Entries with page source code
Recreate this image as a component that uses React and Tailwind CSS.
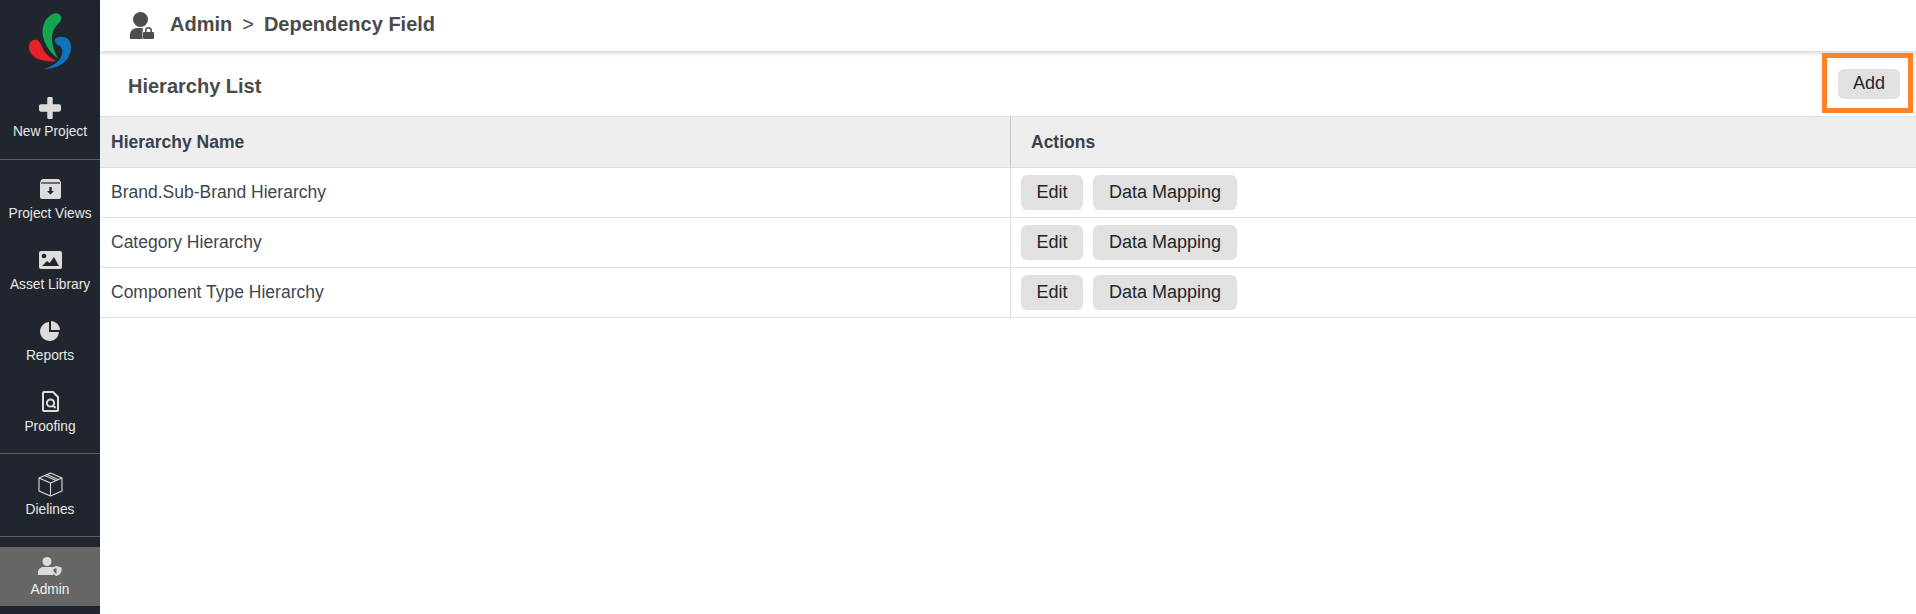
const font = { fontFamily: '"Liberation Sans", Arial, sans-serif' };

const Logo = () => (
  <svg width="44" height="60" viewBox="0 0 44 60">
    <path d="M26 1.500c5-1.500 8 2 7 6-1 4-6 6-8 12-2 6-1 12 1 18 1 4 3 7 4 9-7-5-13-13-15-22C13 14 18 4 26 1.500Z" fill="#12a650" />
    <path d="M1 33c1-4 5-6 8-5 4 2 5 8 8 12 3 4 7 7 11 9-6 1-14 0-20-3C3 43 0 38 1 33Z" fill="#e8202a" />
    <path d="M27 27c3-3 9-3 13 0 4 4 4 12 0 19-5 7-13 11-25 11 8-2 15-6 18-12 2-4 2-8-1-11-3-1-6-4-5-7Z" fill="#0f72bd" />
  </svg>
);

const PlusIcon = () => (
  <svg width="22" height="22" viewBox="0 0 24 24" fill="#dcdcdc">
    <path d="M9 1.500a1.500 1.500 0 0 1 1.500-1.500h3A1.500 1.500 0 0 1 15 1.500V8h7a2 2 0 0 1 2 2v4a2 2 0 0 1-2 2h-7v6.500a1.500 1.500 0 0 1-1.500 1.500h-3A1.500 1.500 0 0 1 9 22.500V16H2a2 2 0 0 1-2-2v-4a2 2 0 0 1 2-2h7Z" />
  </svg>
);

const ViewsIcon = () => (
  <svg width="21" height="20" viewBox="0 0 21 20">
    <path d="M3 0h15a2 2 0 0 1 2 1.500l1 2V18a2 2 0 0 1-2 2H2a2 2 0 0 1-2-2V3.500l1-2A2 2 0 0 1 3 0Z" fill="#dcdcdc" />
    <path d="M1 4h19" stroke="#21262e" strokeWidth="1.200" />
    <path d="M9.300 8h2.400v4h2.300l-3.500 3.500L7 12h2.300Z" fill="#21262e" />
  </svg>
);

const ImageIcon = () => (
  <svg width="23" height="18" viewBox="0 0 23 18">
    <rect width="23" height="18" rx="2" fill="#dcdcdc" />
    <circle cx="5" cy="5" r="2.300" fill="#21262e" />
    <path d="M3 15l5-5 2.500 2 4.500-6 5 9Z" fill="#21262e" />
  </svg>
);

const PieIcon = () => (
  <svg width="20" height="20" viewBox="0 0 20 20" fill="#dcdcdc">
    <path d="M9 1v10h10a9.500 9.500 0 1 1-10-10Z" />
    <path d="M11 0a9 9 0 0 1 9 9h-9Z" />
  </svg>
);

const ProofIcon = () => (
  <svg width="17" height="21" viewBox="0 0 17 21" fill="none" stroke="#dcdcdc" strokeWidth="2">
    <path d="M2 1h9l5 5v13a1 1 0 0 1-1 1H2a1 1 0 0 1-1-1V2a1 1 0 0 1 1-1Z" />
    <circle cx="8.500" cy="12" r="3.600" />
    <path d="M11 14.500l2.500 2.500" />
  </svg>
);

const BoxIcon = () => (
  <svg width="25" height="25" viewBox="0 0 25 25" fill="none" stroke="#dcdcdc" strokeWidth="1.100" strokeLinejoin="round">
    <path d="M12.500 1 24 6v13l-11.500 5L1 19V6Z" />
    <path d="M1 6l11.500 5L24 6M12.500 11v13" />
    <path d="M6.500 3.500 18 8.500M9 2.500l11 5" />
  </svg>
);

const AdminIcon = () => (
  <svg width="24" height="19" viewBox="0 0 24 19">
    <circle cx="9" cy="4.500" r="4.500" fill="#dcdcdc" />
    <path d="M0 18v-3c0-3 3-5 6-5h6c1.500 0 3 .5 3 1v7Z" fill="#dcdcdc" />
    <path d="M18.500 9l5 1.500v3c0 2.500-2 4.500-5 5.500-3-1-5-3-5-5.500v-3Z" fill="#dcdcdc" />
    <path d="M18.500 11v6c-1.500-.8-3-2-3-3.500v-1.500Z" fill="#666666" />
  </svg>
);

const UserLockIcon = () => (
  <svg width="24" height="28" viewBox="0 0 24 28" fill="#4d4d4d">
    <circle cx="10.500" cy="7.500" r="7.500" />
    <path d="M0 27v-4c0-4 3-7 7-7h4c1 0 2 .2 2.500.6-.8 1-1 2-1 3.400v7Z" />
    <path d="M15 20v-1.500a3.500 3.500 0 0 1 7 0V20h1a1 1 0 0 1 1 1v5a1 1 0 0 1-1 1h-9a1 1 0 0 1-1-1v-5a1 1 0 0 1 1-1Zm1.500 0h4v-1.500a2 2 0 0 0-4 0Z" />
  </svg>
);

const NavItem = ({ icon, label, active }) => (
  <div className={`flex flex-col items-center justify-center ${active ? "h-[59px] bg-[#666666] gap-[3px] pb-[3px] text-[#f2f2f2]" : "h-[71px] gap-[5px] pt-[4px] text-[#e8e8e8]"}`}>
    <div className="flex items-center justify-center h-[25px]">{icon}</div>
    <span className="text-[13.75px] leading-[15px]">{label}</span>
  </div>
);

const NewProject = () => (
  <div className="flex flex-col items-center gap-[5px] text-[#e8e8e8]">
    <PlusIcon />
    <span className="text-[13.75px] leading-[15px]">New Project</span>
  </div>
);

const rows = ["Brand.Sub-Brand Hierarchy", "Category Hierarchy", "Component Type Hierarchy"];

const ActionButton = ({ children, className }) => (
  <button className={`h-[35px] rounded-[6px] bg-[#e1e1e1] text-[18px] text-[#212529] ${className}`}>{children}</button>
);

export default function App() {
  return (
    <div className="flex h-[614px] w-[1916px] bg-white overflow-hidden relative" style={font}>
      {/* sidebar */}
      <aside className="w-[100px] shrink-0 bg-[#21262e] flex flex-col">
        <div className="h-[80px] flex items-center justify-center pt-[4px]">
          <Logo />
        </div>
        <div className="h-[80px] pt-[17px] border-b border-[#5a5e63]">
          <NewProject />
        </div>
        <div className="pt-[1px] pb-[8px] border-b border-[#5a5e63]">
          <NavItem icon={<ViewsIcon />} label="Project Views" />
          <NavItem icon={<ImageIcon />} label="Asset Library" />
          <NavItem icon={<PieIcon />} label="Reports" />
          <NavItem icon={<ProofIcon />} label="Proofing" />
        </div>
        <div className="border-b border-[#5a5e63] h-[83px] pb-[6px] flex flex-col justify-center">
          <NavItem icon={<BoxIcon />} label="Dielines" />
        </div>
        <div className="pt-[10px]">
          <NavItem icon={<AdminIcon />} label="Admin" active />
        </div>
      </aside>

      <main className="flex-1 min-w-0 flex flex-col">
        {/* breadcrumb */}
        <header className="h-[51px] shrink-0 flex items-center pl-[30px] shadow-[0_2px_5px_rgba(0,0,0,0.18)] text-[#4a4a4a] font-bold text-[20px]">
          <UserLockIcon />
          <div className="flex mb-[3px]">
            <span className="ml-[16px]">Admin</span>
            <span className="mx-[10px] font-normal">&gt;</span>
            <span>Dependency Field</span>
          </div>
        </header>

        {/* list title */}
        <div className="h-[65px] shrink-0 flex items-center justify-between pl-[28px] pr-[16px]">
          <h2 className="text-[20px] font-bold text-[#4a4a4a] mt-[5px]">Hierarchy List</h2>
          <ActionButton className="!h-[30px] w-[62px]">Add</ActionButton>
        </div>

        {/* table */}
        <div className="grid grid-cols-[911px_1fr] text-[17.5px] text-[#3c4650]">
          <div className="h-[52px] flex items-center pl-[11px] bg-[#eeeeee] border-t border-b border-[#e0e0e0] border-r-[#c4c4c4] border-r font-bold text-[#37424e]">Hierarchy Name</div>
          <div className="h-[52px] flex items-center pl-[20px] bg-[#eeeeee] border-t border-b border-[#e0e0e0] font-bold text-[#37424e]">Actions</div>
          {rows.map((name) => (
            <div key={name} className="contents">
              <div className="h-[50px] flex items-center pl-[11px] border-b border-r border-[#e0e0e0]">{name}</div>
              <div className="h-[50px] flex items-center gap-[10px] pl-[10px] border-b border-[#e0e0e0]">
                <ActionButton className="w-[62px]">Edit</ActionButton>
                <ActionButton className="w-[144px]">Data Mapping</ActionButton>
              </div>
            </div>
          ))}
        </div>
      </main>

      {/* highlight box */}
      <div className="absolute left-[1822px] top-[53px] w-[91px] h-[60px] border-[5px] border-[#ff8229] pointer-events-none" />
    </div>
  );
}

---

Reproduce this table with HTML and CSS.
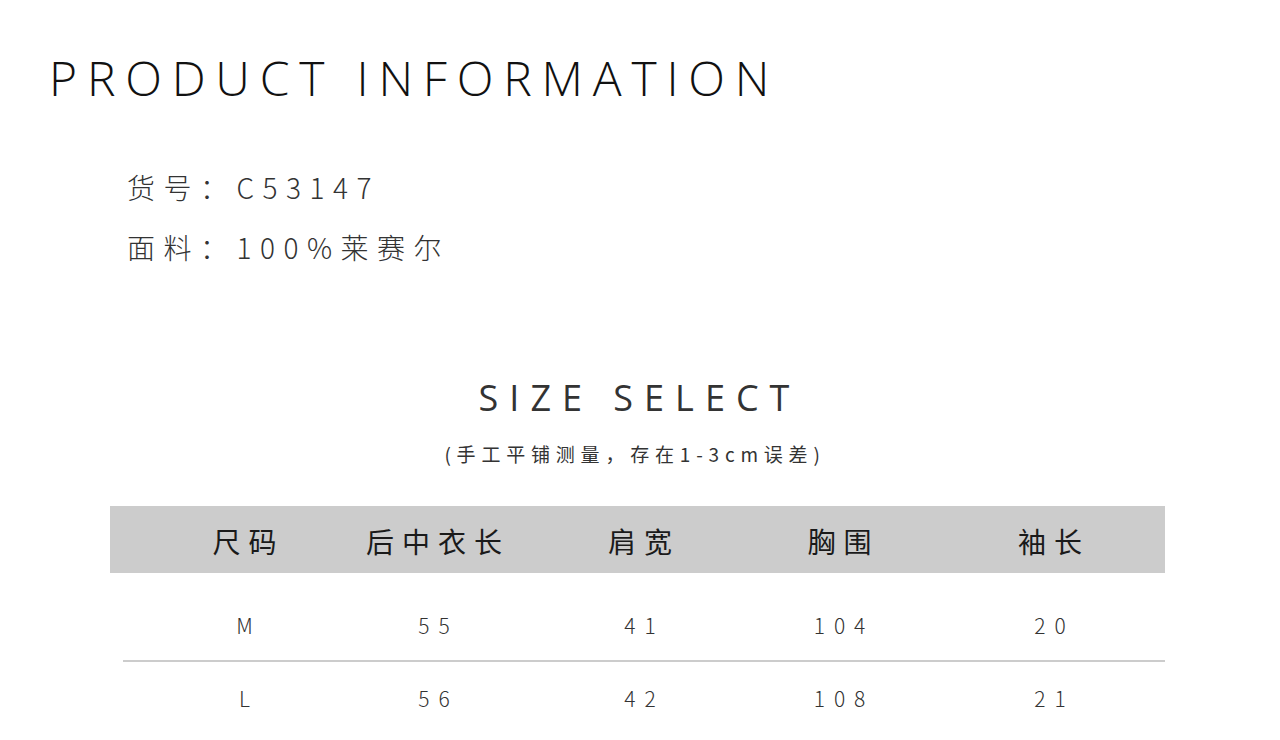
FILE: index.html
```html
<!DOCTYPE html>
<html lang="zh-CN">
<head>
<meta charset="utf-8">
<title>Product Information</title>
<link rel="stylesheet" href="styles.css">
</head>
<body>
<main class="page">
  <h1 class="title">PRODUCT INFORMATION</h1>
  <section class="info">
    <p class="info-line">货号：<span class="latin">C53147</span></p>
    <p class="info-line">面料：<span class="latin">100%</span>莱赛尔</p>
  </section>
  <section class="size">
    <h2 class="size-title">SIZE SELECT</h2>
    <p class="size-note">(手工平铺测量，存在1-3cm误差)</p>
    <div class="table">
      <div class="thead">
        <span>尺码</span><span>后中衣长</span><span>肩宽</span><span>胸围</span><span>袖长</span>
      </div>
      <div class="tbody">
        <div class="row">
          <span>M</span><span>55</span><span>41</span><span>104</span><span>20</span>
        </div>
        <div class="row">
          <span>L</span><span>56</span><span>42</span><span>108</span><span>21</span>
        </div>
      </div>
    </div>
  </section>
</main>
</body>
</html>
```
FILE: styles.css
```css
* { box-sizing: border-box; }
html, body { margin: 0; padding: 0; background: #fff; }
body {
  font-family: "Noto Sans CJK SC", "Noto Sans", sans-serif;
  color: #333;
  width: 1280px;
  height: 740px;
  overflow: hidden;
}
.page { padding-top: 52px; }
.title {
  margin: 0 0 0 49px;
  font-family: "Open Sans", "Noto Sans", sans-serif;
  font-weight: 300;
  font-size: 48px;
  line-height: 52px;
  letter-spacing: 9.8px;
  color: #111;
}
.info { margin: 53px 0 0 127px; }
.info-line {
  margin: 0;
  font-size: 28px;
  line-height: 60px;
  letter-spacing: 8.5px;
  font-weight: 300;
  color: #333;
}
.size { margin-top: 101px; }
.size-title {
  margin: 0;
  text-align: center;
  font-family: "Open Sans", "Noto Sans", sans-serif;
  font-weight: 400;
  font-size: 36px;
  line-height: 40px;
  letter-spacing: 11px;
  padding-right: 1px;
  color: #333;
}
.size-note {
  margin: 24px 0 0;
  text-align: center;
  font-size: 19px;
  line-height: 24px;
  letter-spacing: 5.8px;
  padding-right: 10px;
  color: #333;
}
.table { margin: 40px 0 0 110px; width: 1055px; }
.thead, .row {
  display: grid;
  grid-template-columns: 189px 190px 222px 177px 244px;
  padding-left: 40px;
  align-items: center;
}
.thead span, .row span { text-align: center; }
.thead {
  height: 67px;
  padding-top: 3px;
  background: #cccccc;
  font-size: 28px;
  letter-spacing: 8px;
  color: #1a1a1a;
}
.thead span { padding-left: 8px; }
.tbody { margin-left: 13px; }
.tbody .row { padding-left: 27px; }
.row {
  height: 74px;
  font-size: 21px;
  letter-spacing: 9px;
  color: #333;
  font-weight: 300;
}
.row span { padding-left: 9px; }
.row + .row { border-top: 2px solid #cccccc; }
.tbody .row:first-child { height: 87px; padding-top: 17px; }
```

---

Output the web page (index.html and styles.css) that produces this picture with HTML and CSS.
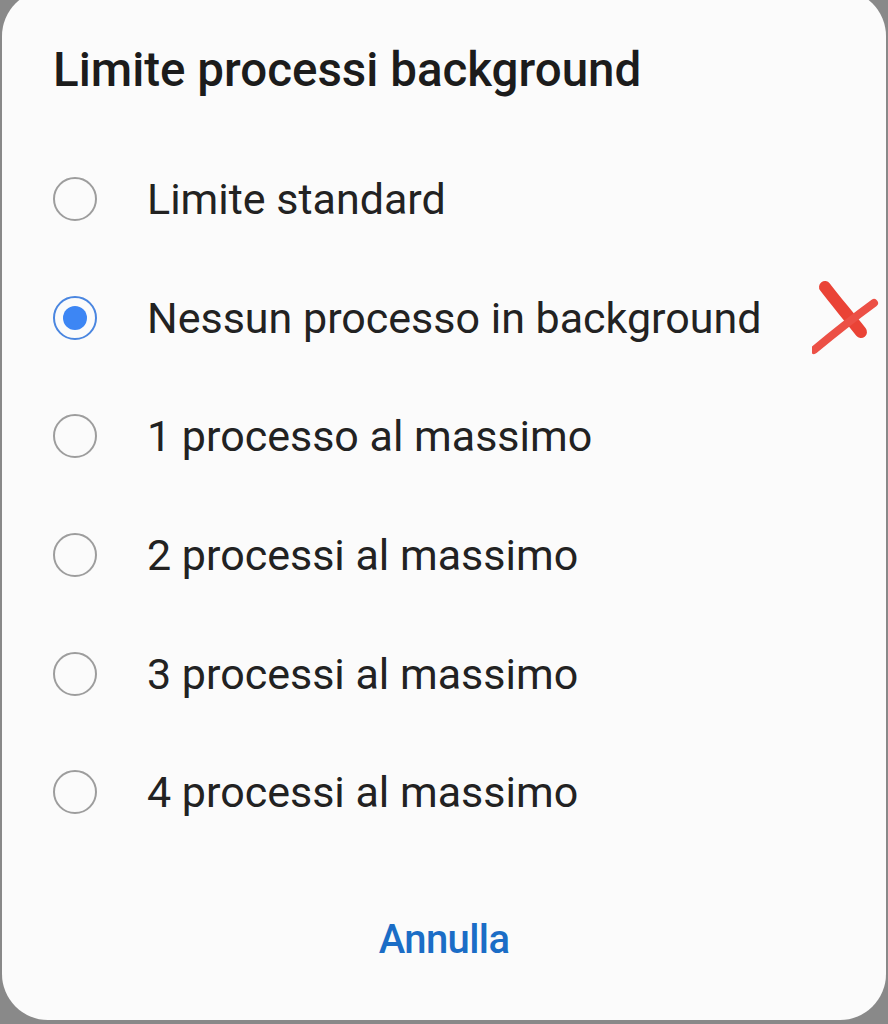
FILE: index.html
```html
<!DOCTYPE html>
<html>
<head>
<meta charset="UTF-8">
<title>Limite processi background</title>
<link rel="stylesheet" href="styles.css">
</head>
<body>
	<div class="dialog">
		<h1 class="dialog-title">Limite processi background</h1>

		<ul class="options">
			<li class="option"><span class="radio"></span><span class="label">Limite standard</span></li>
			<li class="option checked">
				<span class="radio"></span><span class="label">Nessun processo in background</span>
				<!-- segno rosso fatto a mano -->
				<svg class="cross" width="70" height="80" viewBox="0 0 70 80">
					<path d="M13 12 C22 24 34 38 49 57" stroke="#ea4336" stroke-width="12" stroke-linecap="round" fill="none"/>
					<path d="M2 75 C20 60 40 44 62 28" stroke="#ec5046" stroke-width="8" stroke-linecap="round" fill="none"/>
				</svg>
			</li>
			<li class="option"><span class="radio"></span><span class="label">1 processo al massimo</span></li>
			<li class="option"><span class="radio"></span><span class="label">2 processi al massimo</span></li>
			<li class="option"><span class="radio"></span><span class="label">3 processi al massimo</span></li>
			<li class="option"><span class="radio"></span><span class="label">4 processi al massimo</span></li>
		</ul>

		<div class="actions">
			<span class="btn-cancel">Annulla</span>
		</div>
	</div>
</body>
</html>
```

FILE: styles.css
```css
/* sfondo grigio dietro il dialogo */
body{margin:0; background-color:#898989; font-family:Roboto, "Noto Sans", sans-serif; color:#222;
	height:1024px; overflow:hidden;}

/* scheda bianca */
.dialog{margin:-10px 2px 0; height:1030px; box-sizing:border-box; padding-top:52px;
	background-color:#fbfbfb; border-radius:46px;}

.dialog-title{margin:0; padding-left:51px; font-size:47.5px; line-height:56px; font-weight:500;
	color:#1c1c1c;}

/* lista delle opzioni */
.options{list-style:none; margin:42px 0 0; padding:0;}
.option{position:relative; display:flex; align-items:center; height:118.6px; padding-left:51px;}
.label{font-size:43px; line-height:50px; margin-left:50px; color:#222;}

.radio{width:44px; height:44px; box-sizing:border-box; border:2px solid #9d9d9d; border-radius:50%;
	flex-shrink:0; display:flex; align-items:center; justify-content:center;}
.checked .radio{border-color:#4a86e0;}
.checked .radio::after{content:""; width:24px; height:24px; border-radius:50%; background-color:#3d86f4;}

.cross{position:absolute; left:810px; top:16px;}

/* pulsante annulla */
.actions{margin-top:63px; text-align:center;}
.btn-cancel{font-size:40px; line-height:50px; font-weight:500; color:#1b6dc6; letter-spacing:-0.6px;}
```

WHAT IS BEING ASKED: Using the records above, pull out each line where the word "that" occurs.

FULL RESPONSE:
Recreate this image as a component that uses React and Tailwind CSS.
Output the web page (index.html and styles.css) that produces this picture with HTML and CSS.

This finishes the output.